Southeast Asia is poised to become the world’s fourth economic superpower by 2050. However, this promising economic outlook also comes at a certain expense and challenges. First, Southeast Asia’s current energy consumption is mainly based on fossil fuels, with coal, oil, and gas dominating the region’s energy profile. Second, the region’s aspiration to accelerate the energy transition will likely meet serious financing gaps and institutional challenges.
Energy infrastructure development clearly needs to be prioritised to accelerate the energy transition in Southeast Asia. However, expanding energy infrastructure also comes with a grandiose cost, estimated to reach over $190 billion by 2035, which is almost five times the current investment level. Meanwhile, ASEAN reportedly received an investment value of $43 billion as of 2022. This exposes a colossal investment gap for the ASEAN renewable energy agenda.

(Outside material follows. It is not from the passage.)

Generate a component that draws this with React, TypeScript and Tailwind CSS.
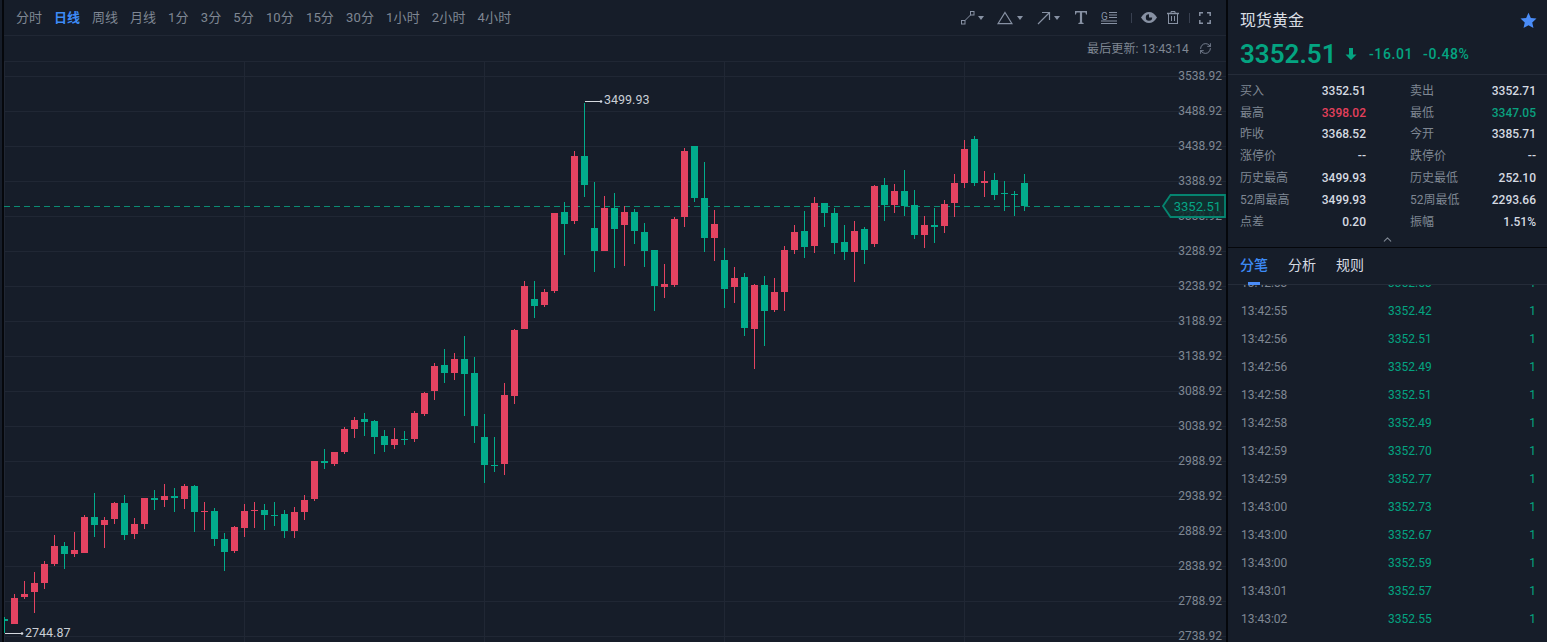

While it is true that developed countries must fulfil their climate finance pledges to developing countries, ASEAN, on the other hand, should also reflect on itself and examine its institutional shortcomings on renewable energy. This is due to the fact that energy and climate change debates in ASEAN to these days are still largely fragmented, with discussions on the energy sector falling under ASEAN’s economic pillar and climate change falling under the socio-cultural pillar. Further, none of the ASEAN member states countries have imposed a long-term plan and robust investment scheme in renewable energy. Unlike the European Union, which has a precise time frame on how investment money on renewable energy will be allocated, ASEAN has yet to define a similar scheme.
Overcoming investment shortages will require cross-cutting engagements, especially the multilateral banks and private sectors, to mobilise investment funding. However, the latest ASEAN Ministers on Energy Meeting (AMEM) left these engagement and financing challenges as the most critical “elephant in the room” that everyone obviously ignored. AMEM’s latest meeting in September instead focused on too many decisions and swept investment gap issues for another year to come. While reaching several decisions can look hopeful, having too much on its plate without funding certainty would eventually lead ASEAN renewable energy nowhere. The region’s present focus on the ASEAN Power Grid (APG) may be the most sensible decision to look forward to. However, even expanding the ASEAN Power Grid alone will require ASEAN a whopping USD 21 billion investment annually from 2026-2030.
Southeast Asia’s coal phase-down will undoubtedly need significant financial assistance from developed nations due to the region’s different socioeconomic backdrop from that of high-income nations today. Energy infrastructure in high-income nations is currently old and nearing the end of its useful life; so, energy and climate policy can intervene to displace coal infrastructure and drive solar and wind generation to cost-competitive levels. However, this is not the case in middle and low-income nations, including Southeast Asia, where the coal power fleet is largely young, with an average plant age of only 14 years in 2024. This issue has been debatable, even more so with a contending analysis from GEMA that the average age of coal power plants in ASEAN will be 28 years by 2040, meaning they can be profitably retired under particular policy schemes.
However, it is absolutely fair not to ignore the socioeconomic fact that the people of high-income countries have now reached comfortable living levels, with their energy consumption already levelling off. While on the other hand, Southeast Asia’s population living standards are currently at an aggregate level, with a growing appetite for economic expansion. As of July 2023, Southeast Asia has around 106 GW of coal-fired power capacity in operation, with an additional 40 GW in the pipeline. With both financial and energy demand on the rise, this does not mean that renewable energy acceleration in ASEAN will become impossible, but it certainly will require more funding so that renewable energy policies can progress in substitution.
Finally, the question of whether ASEAN should prioritise addressing its institutional problems or tapping into climate funds is a “chicken and egg” situation. The two are correlated to each other and must proceed at the same time. It is true that Southeast Asia will need massive investments to fund energy infrastructure and retire young coal fleets. At the same time, developed nations must also reconfirm their funding deliveries to developing countries. However, focusing on funding alone without the support of an enabling environment will also not work out. To boost investment funding and make things work, ASEAN must also sort out its institutional challenges.
To begin with, ASEAN can consider three main priorities. First, to address cross-sectoral issues and integrate climate change and energy discussions on one pillar. Second, to put in place a robust and clear investment strategy so that renewable energy funding can be precisely projected and timely disbursed. Finally, and most importantly, to discuss and tackle major concerns, including ASEAN’s financial shortages, at its high-level energy forum.